Although these proposals were withdrawn at the last minute, the government maintained that they were "important and necessary measures" and has since decided that individuals, businesses and genuine representative claimant bodies such as consumer or trade associations should be able to bring competition law claims in an enhanced Competition Appeal Tribunal on a collective "opt out" basis. While these proposals contain significant differences from the US class action model (no awards of exemplary or treble damages; awards of costs can be made on the usual "loser pays" basis; contingency fees are not allowed), the introduction of a more comprehensive "opt-out" claims regime would represent a radical shift towards mass claims litigation and almost inevitably lead to increased damages awards for breaches of competition law.
Indeed, it would not require a significant shift in policy at the European or domestic level for collective redress on an "opt in" or "opt out" basis to be made available in other contexts where large numbers of consumers have lost money (in some cases, possibly small amounts of money) as a result of breaches of law or regulation.

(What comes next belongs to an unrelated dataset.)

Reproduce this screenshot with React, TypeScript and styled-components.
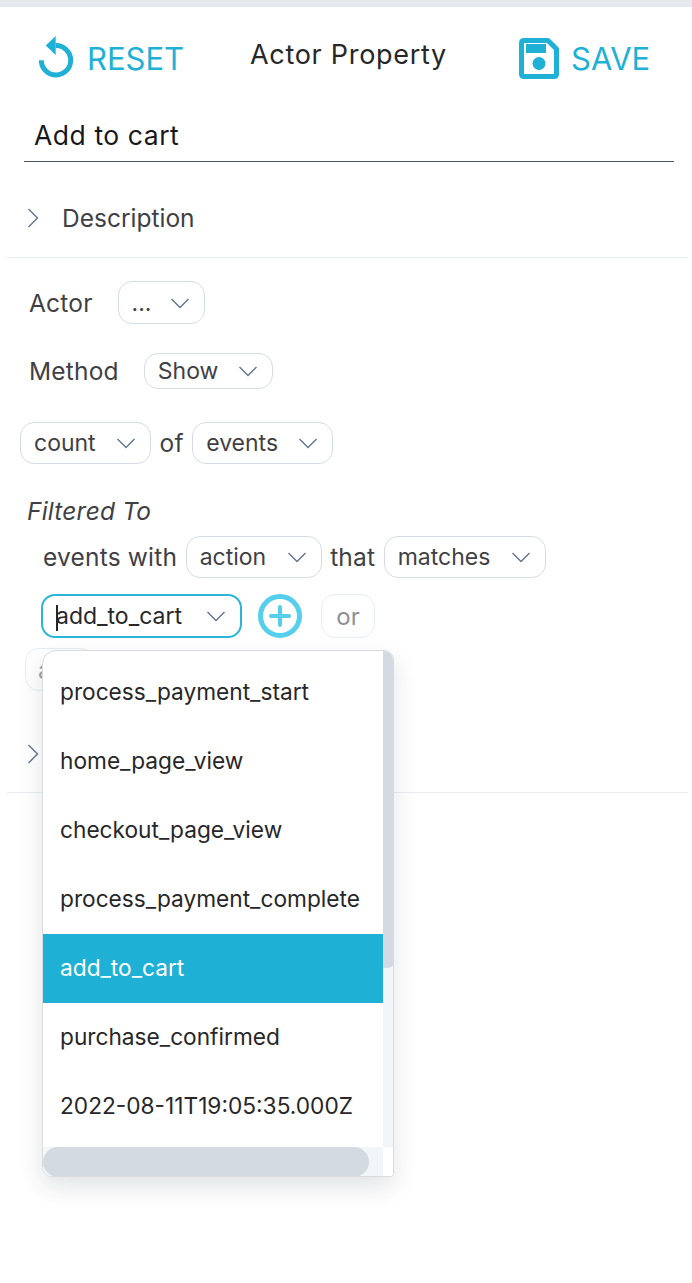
import React from "react";
import styled, { createGlobalStyle } from "styled-components";

const GlobalStyle = createGlobalStyle`
  html, body {
    margin: 0;
    padding: 0;
    background: #fff;
  }
  body {
    font-family: Inter, "Liberation Sans", sans-serif;
    color: #27272a;
  }
`;

const Page = styled.div`
  width: 692px;
  height: 1283px;
  overflow: hidden;
  border-top: 7px solid #e5e8ec;
  box-sizing: border-box;
`;

const Toolbar = styled.div`
  display: flex;
  align-items: flex-start;
  height: 80px;
  padding: 31px 0 0 38px;
  box-sizing: border-box;
`;

const ToolButton = styled.div<{ $width: number }>`
  display: flex;
  align-items: center;
  gap: 12px;
  width: ${(p) => p.$width}px;
  height: 40px;
  color: #1fb1d5;
  font-size: 31px;
  white-space: nowrap;
`;

const Title = styled.div`
  width: 269px;
  font-size: 27px;
  line-height: 34px;
  letter-spacing: 0.7px;
  color: #27272a;
`;

const NameField = styled.div`
  margin: 11px 18px 0 24px;
  height: 64px;
  padding: 14px 0 0 10px;
  font-size: 26.5px;
  line-height: 46px;
  letter-spacing: 0.55px;
  color: #18181b;
  border-bottom: 1px solid #4b5563;
  box-sizing: border-box;
`;

const Collapse = styled.div<{ $height: number; $top?: number; $pad?: number }>`
  display: flex;
  align-items: center;
  gap: 23px;
  height: ${(p) => p.$height}px;
  margin: ${(p) => p.$top ?? 0}px 4px 0 7px;
  padding: ${(p) => p.$pad ?? 0}px 0 0 20px;
  font-size: 24.5px;
  color: #3f3f46;
  border-bottom: 1px solid #e9edf1;
  box-sizing: border-box;
`;

const Body = styled.div`
  padding: 0 0 0 20px;
  font-size: 24.5px;
  letter-spacing: 0.2px;
  color: #3f3f46;
`;

const Row = styled.div<{ $top: number; $left?: number; $gap?: number }>`
  display: flex;
  align-items: center;
  gap: ${(p) => p.$gap ?? 8.5}px;
  margin-top: ${(p) => p.$top}px;
  margin-left: ${(p) => p.$left ?? 0}px;
`;

const Pill = styled.div<{ $width: number; $height: number }>`
  display: flex;
  align-items: center;
  justify-content: space-between;
  width: ${(p) => p.$width}px;
  height: ${(p) => p.$height}px;
  padding: 0 14px 0 13px;
  border: 1px solid #d5dce4;
  border-radius: 14px;
  box-sizing: border-box;
  font-size: 23px;
  letter-spacing: 0;
  color: #3f3f46;
  background: #fff;
`;

const FocusPill = styled(Pill)`
  position: relative;
  border: 2px solid #2cb5d8;
  color: #27272a;
`;

const Caret = styled.span`
  position: absolute;
  left: 13px;
  top: 9px;
  width: 2px;
  height: 26px;
  background: #27272a;
`;

const FilteredTitle = styled.div`
  margin: 33px 0 0 7px;
  height: 30px;
  line-height: 28px;
  font-style: italic;
`;

const RoundAdd = styled.div`
  display: flex;
  margin-left: 16px;
`;

const OrButton = styled.div`
  display: flex;
  align-items: center;
  justify-content: center;
  width: 54px;
  height: 44px;
  margin-left: 19px;
  border: 1px solid #e8edf2;
  border-radius: 14px;
  box-sizing: border-box;
  font-size: 24px;
  letter-spacing: 0;
  color: #8f8f94;
`;

const FilterBlock = styled.div`
  position: relative;
`;

const HiddenPill = styled.div`
  width: 70px;
  height: 43px;
  margin: 10px 0 0 5px;
  padding-left: 12px;
  line-height: 42px;
  border: 1px solid #e8edf2;
  border-radius: 14px;
  box-sizing: border-box;
  color: #a1a1aa;
`;

const Dropdown = styled.div`
  position: absolute;
  left: 22px;
  top: 114px;
  z-index: 2;
  display: grid;
  grid-template-columns: 340px 11px;
  grid-template-rows: 496px 30px;
  width: 352px;
  height: 527px;
  background: #fff;
  border: 1px solid #d9dbde;
  border-radius: 14px 10px 4px 10px;
  box-sizing: border-box;
  box-shadow: 0 10px 24px rgba(30, 41, 59, 0.13);
  overflow: hidden;
`;

const OptionList = styled.div`
  padding-top: 7px;
  overflow: hidden;
`;

const Option = styled.div<{ $active?: boolean }>`
  height: 69px;
  padding-left: 17px;
  line-height: 67px;
  font-size: 22.7px;
  letter-spacing: 0;
  white-space: nowrap;
  color: ${(p) => (p.$active ? "#fff" : "#27272a")};
  background: ${(p) => (p.$active ? "#1fb1d5" : "transparent")};
`;

const VTrack = styled.div`
  background: #f3f6f9;
`;

const VThumb = styled.div`
  height: 317px;
  border-radius: 0 6px 6px 0;
  background: #d3dae2;
`;

const HTrack = styled.div`
  background: #f3f6f9;
`;

const HThumb = styled.div`
  width: 326px;
  height: 30px;
  border-radius: 15px;
  background: #d3dae2;
`;

const Corner = styled.div`
  background: #fff;
`;

const Chevron = () => (
  <svg width="20" height="20" viewBox="0 0 20 20" fill="none">
    <path d="M1.5 6 L10 14.5 L18.5 6" stroke="#64748b" strokeWidth="1.4" />
  </svg>
);

const ChevronRight = () => (
  <svg width="12" height="22" viewBox="0 0 12 22" fill="none">
    <path d="M1.5 2 L10.5 11 L1.5 20" stroke="#64748b" strokeWidth="1.4" />
  </svg>
);

const ResetIcon = () => (
  <svg width="37" height="44" viewBox="0 1 37 44" fill="none">
    <path
      d="M17.7 10.6 A14.7 14.7 0 1 1 3.3 25.3"
      stroke="#1fb1d5"
      strokeWidth="5"
    />
    <path d="M17.7 1 L17.7 20 L7.7 10.5 Z" fill="#1fb1d5" />
  </svg>
);

const SaveIcon = () => (
  <svg width="40" height="41" viewBox="0 0 40 41" fill="none">
    <path
      d="M5 2.5 H29 L37.5 11 V36 Q37.5 38.5 35 38.5 H5 Q2.5 38.5 2.5 36 V5 Q2.5 2.5 5 2.5 Z"
      stroke="#1fb1d5"
      strokeWidth="5"
      strokeLinejoin="round"
    />
    <rect x="7" y="6" width="20" height="9" fill="#1fb1d5" />
    <circle cx="20" cy="25.5" r="6.5" fill="#1fb1d5" />
  </svg>
);

const PlusIcon = () => (
  <svg width="44" height="44" viewBox="0 0 44 44" fill="none">
    <circle cx="22" cy="22" r="19.5" stroke="#55cfec" strokeWidth="5" />
    <path
      d="M22 13 V31 M13 22 H31"
      stroke="#55cfec"
      strokeWidth="4"
      strokeLinecap="round"
    />
  </svg>
);

const options = [
  "process_payment_start",
  "home_page_view",
  "checkout_page_view",
  "process_payment_complete",
  "add_to_cart",
  "purchase_confirmed",
  "2022-08-11T19:05:35.000Z",
];

export default function App() {
  return (
    <Page>
      <GlobalStyle />
      <Toolbar>
        <ToolButton $width={212}>
          <ResetIcon />
          RESET
        </ToolButton>
        <Title>Actor Property</Title>
        <ToolButton $width={140}>
          <SaveIcon />
          SAVE
        </ToolButton>
      </Toolbar>
      <NameField>Add to cart</NameField>
      <Collapse $height={96} $pad={17}>
        <ChevronRight />
        Description
      </Collapse>
      <Body>
        <Row $top={23} $left={9} $gap={25}>
          <span>Actor</span>
          <Pill $width={87} $height={43}>
            <span>...</span>
            <Chevron />
          </Pill>
        </Row>
        <Row $top={29} $left={9} $gap={25}>
          <span>Method</span>
          <Pill $width={129} $height={36}>
            <span>Show</span>
            <Chevron />
          </Pill>
        </Row>
        <Row $top={33}>
          <Pill $width={131} $height={42}>
            <span>count</span>
            <Chevron />
          </Pill>
          <span>of</span>
          <Pill $width={141} $height={42}>
            <span>events</span>
            <Chevron />
          </Pill>
        </Row>
        <FilteredTitle>Filtered To</FilteredTitle>
        <FilterBlock>
          <Row $top={9} $left={23}>
            <span>events with</span>
            <Pill $width={136} $height={42}>
              <span>action</span>
              <Chevron />
            </Pill>
            <span>that</span>
            <Pill $width={162} $height={42}>
              <span>matches</span>
              <Chevron />
            </Pill>
          </Row>
          <Row $top={16} $left={21} $gap={0}>
            <FocusPill $width={201} $height={44}>
              <Caret />
              <span>add_to_cart</span>
              <Chevron />
            </FocusPill>
            <RoundAdd>
              <PlusIcon />
            </RoundAdd>
            <OrButton>or</OrButton>
          </Row>
          <HiddenPill>a</HiddenPill>
          <Dropdown>
            <OptionList>
              {options.map((o) => (
                <Option key={o} $active={o === "add_to_cart"}>
                  {o}
                </Option>
              ))}
            </OptionList>
            <VTrack>
              <VThumb />
            </VTrack>
            <HTrack>
              <HThumb />
            </HTrack>
            <Corner />
          </Dropdown>
        </FilterBlock>
      </Body>
      <Collapse $height={78} $top={24}>
        <ChevronRight />
      </Collapse>
    </Page>
  );
}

The trend of promoting access to justice will continue, and there are likely to be further measures and decisions that are designed to facilitate and encourage the pursuit of claims by consumers of financial services in a manner most favourable to them. This was most recently demonstrated by the English High Court’s controversial decision to allow complainants to bring "top up" civil proceedings notwithstanding that they had accepted a final and binding decision from the FOS in their favour awarding the maximum available compensation under the FOS Rules (Clark V Focus Asset Management, 2013). However, whilst this decision might promote enhanced access to justice, it could be perceived by paying defendants as forum shopping and double-dipping.